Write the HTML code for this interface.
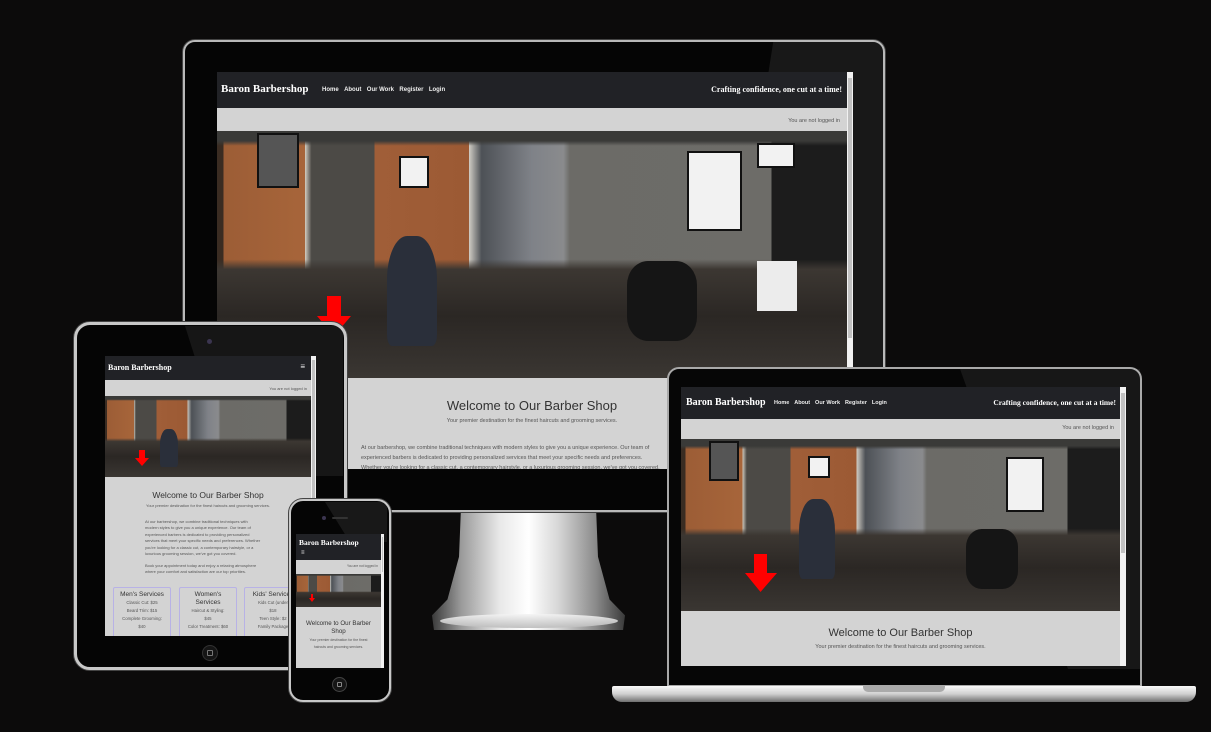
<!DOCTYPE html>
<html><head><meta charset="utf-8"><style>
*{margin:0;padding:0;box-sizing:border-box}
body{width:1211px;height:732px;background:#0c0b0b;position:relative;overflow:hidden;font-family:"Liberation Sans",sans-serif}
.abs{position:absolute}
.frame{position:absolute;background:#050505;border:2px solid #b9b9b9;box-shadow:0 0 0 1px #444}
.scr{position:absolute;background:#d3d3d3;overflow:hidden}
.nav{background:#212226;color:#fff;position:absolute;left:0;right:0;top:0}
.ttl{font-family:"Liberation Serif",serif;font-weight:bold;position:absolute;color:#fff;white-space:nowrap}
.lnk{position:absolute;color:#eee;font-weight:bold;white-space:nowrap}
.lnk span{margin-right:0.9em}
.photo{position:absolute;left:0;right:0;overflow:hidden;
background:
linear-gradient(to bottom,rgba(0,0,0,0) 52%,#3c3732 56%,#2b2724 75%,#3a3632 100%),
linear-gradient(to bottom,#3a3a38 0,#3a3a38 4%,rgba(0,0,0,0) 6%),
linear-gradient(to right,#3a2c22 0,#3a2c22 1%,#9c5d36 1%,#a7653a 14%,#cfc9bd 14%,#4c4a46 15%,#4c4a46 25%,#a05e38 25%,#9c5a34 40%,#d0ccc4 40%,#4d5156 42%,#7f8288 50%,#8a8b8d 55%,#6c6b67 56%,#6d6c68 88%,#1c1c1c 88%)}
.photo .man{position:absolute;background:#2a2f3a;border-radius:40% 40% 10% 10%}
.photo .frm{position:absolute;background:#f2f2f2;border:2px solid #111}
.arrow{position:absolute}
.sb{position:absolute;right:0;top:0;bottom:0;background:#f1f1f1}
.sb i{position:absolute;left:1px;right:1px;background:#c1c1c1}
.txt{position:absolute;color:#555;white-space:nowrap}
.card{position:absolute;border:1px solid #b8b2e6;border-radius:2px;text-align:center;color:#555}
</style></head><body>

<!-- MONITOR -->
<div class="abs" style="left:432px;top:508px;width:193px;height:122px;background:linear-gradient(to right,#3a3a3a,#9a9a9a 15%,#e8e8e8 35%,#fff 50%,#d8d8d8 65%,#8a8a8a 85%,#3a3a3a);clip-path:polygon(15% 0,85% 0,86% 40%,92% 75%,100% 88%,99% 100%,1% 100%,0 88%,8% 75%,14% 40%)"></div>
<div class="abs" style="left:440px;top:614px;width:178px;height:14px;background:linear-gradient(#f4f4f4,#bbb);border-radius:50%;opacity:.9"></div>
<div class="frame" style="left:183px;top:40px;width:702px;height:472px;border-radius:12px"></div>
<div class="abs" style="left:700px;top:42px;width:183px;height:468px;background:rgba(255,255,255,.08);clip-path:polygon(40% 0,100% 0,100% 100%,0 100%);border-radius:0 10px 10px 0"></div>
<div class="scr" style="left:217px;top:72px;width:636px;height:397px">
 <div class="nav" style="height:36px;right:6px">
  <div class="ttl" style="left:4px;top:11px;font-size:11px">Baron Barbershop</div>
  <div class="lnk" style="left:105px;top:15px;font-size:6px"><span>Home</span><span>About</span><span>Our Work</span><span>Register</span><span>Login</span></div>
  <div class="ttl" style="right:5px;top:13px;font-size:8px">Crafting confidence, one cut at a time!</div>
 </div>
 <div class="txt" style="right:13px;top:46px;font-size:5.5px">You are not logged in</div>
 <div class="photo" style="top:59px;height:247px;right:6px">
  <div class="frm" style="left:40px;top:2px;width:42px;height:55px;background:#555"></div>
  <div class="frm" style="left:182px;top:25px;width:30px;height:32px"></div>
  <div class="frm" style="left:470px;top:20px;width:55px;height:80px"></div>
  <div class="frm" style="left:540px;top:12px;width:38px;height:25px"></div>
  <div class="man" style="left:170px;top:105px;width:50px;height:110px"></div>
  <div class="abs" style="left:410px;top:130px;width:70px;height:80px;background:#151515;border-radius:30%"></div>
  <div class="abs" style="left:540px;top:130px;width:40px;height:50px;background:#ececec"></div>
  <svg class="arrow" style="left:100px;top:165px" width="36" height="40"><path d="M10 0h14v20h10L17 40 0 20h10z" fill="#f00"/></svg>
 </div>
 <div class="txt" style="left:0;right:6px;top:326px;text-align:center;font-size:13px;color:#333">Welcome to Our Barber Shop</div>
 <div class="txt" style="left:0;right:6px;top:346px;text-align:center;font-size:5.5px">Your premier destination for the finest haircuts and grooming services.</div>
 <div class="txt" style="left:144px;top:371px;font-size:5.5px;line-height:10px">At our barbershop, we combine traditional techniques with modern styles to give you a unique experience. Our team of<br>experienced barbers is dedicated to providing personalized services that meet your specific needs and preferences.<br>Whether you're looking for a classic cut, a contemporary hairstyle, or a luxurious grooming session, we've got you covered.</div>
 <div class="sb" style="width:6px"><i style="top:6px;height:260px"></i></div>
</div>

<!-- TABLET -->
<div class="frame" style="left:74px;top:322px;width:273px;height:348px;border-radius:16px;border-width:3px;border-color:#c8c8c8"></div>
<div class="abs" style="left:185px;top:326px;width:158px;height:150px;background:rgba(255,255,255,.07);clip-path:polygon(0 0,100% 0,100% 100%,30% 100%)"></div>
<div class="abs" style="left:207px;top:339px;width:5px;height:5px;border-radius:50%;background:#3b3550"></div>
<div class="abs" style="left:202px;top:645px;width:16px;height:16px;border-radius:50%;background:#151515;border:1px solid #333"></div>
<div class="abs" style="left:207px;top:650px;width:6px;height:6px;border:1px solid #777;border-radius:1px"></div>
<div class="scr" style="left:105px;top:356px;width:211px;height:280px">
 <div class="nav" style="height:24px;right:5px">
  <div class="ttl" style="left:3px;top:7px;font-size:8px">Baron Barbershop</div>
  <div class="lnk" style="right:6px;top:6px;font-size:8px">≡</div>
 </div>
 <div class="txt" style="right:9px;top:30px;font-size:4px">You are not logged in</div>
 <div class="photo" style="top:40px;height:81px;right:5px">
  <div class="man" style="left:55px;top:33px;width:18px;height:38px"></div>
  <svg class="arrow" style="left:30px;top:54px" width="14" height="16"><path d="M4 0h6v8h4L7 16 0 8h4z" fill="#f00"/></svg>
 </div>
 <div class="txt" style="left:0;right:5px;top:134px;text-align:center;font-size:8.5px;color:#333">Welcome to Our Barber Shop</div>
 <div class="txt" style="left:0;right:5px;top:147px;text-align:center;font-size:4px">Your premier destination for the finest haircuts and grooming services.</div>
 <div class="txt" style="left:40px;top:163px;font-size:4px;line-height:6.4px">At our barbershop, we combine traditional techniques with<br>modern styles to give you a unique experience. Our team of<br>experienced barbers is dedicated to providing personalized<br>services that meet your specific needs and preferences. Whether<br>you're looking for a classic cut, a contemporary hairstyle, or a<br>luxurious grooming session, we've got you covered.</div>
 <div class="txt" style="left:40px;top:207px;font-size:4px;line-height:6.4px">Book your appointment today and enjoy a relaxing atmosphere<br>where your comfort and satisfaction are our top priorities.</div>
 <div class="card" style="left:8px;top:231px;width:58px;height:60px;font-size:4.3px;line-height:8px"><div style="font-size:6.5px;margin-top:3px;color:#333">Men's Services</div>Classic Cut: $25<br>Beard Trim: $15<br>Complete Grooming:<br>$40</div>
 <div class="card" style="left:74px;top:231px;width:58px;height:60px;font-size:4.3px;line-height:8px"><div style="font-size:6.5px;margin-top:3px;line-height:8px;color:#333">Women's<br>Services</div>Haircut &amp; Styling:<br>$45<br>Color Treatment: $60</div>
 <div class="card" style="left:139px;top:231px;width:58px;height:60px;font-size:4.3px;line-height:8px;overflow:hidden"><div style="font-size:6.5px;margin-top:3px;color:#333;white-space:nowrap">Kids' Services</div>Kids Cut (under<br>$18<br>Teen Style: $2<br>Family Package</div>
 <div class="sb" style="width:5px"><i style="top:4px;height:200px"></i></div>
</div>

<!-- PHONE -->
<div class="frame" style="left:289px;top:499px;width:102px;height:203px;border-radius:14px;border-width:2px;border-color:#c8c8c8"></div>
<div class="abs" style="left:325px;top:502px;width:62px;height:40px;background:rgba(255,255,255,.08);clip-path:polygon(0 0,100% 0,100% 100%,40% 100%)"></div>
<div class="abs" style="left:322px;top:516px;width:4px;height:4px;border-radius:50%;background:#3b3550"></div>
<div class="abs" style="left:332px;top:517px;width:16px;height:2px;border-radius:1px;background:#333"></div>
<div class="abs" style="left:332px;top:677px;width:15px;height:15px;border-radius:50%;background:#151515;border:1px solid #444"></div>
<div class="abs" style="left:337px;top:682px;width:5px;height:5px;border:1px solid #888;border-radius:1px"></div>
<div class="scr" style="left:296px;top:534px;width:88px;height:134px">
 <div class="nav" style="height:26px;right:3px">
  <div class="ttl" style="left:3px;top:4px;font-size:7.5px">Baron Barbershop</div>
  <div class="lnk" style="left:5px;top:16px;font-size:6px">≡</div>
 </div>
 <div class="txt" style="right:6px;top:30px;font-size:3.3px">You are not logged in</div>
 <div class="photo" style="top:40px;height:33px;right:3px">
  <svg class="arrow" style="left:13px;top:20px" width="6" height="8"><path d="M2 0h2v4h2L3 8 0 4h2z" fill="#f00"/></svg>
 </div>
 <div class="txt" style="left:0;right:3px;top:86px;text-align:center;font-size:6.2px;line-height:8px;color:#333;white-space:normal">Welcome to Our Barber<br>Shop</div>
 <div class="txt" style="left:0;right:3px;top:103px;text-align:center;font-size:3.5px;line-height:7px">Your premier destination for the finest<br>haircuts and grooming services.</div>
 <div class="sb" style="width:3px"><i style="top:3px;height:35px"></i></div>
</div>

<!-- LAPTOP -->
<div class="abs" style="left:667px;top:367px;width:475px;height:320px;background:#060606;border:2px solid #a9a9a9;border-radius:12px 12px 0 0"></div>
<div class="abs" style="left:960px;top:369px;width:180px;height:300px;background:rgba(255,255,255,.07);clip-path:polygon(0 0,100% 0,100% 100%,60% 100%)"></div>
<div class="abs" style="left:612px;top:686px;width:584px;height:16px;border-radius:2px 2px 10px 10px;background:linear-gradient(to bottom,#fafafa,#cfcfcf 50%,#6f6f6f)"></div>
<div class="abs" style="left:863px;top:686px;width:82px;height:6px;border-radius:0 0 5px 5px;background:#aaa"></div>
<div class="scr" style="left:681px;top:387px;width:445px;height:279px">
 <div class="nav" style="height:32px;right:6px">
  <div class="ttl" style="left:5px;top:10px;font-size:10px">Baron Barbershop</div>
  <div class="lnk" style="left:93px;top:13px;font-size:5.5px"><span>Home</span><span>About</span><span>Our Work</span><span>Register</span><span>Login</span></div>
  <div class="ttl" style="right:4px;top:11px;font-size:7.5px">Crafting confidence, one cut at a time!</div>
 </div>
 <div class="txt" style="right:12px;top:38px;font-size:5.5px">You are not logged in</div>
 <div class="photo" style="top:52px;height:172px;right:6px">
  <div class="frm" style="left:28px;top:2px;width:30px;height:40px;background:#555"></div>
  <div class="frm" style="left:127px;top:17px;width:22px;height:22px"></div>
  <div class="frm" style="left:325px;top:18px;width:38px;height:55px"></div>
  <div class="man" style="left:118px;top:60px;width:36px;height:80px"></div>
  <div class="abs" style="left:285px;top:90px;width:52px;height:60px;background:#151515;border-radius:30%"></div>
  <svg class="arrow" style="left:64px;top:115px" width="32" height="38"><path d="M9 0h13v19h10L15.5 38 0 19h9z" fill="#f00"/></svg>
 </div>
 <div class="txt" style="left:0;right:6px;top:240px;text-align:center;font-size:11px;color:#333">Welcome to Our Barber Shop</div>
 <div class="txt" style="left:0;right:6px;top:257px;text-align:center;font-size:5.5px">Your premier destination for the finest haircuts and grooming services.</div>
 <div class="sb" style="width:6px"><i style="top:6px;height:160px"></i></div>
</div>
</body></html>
- - - -
Written exercise: Repeat the listing above exactly from its first line to the line containing "</style></head><body>", both included, and omit the pictures.

Exercise response:
Write the HTML code for this interface.
<!DOCTYPE html>
<html><head><meta charset="utf-8"><style>
*{margin:0;padding:0;box-sizing:border-box}
body{width:1211px;height:732px;background:#0c0b0b;position:relative;overflow:hidden;font-family:"Liberation Sans",sans-serif}
.abs{position:absolute}
.frame{position:absolute;background:#050505;border:2px solid #b9b9b9;box-shadow:0 0 0 1px #444}
.scr{position:absolute;background:#d3d3d3;overflow:hidden}
.nav{background:#212226;color:#fff;position:absolute;left:0;right:0;top:0}
.ttl{font-family:"Liberation Serif",serif;font-weight:bold;position:absolute;color:#fff;white-space:nowrap}
.lnk{position:absolute;color:#eee;font-weight:bold;white-space:nowrap}
.lnk span{margin-right:0.9em}
.photo{position:absolute;left:0;right:0;overflow:hidden;
background:
linear-gradient(to bottom,rgba(0,0,0,0) 52%,#3c3732 56%,#2b2724 75%,#3a3632 100%),
linear-gradient(to bottom,#3a3a38 0,#3a3a38 4%,rgba(0,0,0,0) 6%),
linear-gradient(to right,#3a2c22 0,#3a2c22 1%,#9c5d36 1%,#a7653a 14%,#cfc9bd 14%,#4c4a46 15%,#4c4a46 25%,#a05e38 25%,#9c5a34 40%,#d0ccc4 40%,#4d5156 42%,#7f8288 50%,#8a8b8d 55%,#6c6b67 56%,#6d6c68 88%,#1c1c1c 88%)}
.photo .man{position:absolute;background:#2a2f3a;border-radius:40% 40% 10% 10%}
.photo .frm{position:absolute;background:#f2f2f2;border:2px solid #111}
.arrow{position:absolute}
.sb{position:absolute;right:0;top:0;bottom:0;background:#f1f1f1}
.sb i{position:absolute;left:1px;right:1px;background:#c1c1c1}
.txt{position:absolute;color:#555;white-space:nowrap}
.card{position:absolute;border:1px solid #b8b2e6;border-radius:2px;text-align:center;color:#555}
</style></head><body>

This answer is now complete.